Les cendres du temps

Bas les masques

« Tout le monde veut posséder la fin du monde. » Mais à quoi bon et comment vivre si la mort n’est plus au bout du chemin? « Qui sont ces gens, de minute en minute et d’année en année? Ça me donnait envie de rentrer chez moi et d’y rester. » Revenu à sa vie new-yorkaise, Jeffrey dérive alors entre deux jobs, deux îlots d’amour qui affleurent auprès d’Emma. Occupé à la planification des ressources humaines, à la mobilité mondiale, il erre en répliquant postmoderne, shooté « à la drogue fantoche de la technologie personnelle. Chaque pression sur un bouton apporte à mes nerfs l’agressive sensation de découvrir une chose dont l’existence m’était inconnue et inutile (…) » Le thème du transhumanisme, du posthumain, pouvait-il échapper à l’auteur de Cosmopolis?
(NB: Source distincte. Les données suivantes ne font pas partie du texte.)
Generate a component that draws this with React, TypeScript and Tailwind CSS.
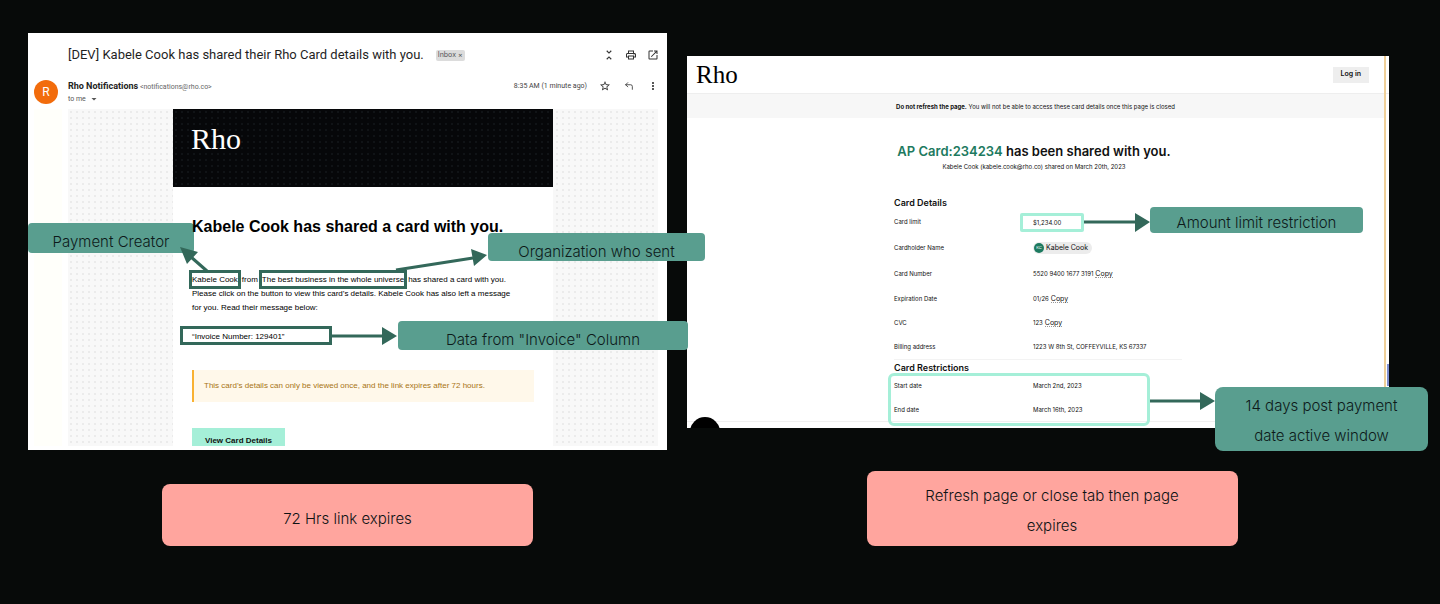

Avec une économie de moyens, une épure saisissante, la clarté de la vision de DeLillo évoque la beauté désolée du Blade Runner 2049 signé Denis Villeneuve. On traverse l’oeuvre-miroir comme une nouvelle forme de land art. Dans ce sarcophage minéral, la catastrophe est notre berceuse… Zero K est un court roman autant qu’un long poème philosophique. La langue, comme en suspension cryonique, semble s’y réinventer, prête à défier le passage du temps. Intimement interpellé, le lecteur hésitera peut-être à embarquer dans la capsule nimbée d’une beauté élégiaque et sépulcrale. « La personne, c’est le masque, un personnage créé dans l’agrégat de drames qui constitue votre vie. Le masque tombe et la personne devient vous au sens le plus vrai du terme. Tout un. Le moi. (…) mais êtes-vous quelqu’un sans les autres? » L’amour pourrait-il pourvoir à « un équilibre stable entre moi et mes petites félonies d’autoreprésentation »? La seule chose qui ne soit pas éphémère, c’est l’art. Il n’est pas fait pour un public mais pour exister. Augmenté par le chagrin, confronté aux petites chapelles du désengagement, Jeffrey se demande si l’humain n’est pas, en revanche, devenu obsolète… Et n’a de cesse de nous interroger: mais qui donc es-tu, toi, à la fin? « La moitié du monde refait ses cuisines, l’autre moitié meurt de faim. »

Zero K

De Don DeLillo, ÉDITIONS Actes Sud, traduit de l’anglais (USA) par Francis Kerline, 304 pages.